As an actress, Asia Argento is one of those commanding personalities whose mere presence brings a certain jolt of electricity to any film smart enough to include her—with her fierce attitude, keen intelligence and feral sensuality, she can transform even the most mundane material into a kind of cinematic daredevil act that you cannot tear your eyes away from as long as she is on the screen. As a filmmaker, she was able to maintain many of those qualities in her first two directorial efforts, the overtly autobiographical "Scarlet Diva" (2000), in which she played a self-destructive young actress, and "The Heart is Deceitful Above All Things" (2004), a disturbing portrait of the most nightmarish childhood imaginable (one that turned out to be imagined when its source, the allegedly autobiographical writings of JT Leroy, turned out to be pure fiction—both the work and the author). "Misunderstood" marks her return to the director's chair after an eleven-year absence and while she has maintained many of those qualities—as many as possible when dealing with a story about a nine-year-old girl—she has also added a number of new arrows to her directorial quiver that are undeniably appealing.
While the story is openly inspired by her own life ("Aria" is technically Argento's actual first name) and is certainly personal to her in any number of ways (right down to casting her own daughter, Castoldi, as Donatina), she has worked here to make this film more accessible than her previous efforts. While those projects, as excellent as they were, made for some heavy lifting with their relentlessly gloomy tones, Argento manages to find a certain degree of dark humor amidst the otherwise grim proceedings that helps to keep it mostly free of the mawkish self-pity that it always seems on the verge of teetering into. Visually, it is also a marvel as ace cinematographer Nicola Pecorini creates an offbeat look that pays tribute to the super-stylish horror epics from Argento's father, Dario. Argento also gets a number of strong performances from her cast—Salerno is a real find as young Aria, and Poccioni and Gainsbourg (playing the role that Argento herself might have taken once upon a time) are both hilarious and horrifying as two people who probably never should have been allowed to become parents.

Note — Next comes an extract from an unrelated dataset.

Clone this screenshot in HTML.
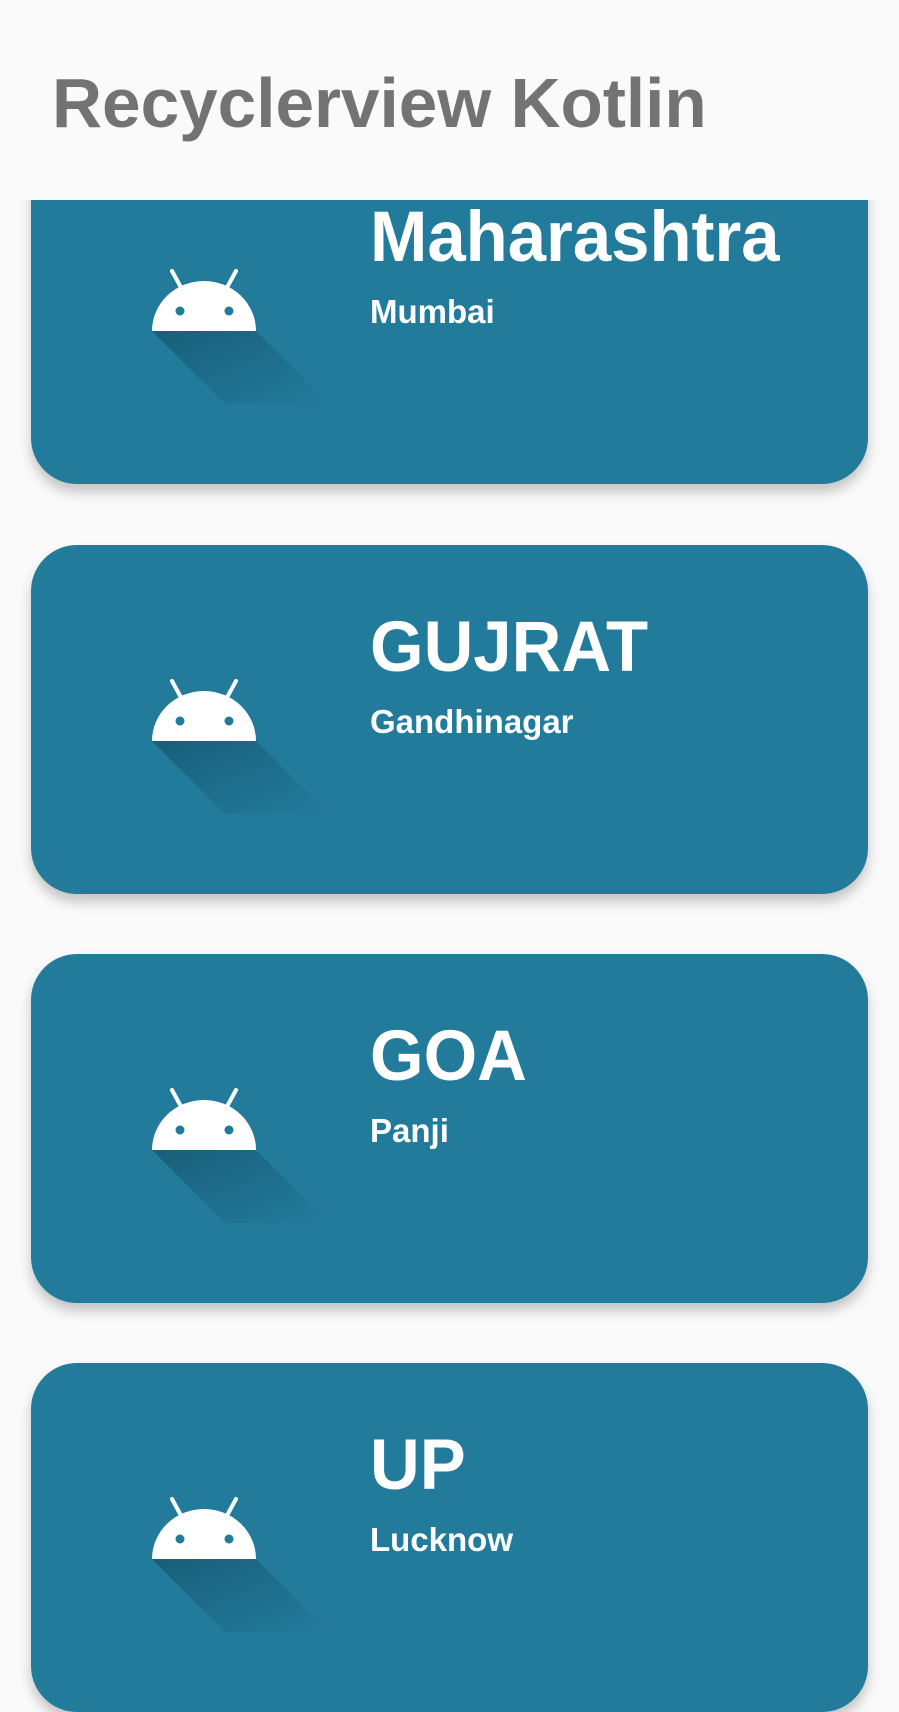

"Misunderstood" only steps wrong during its final moments when Aria directly addresses the audience and explains "I tell you all this not to make you feel sorry for me, but just so you will understand me better and maybe be a little bit nicer." Simply put, this bit doesn't work because it does cause the film to slip into the mawkishness that it had so deftly avoided for the rest of its running time. It's also a clumsy attempt to sell us on a character that most of us will already adore by then. Yes, Aria is having a rough time but as we see her navigate the minefield of her pre-adolescence, we can already see the strong and resilient woman that she is sure to become—the kind of woman who will one day look back at those past miseries with a certain amount of humor and self-awareness, and maybe even turn those heartaches into a film not unlike this one.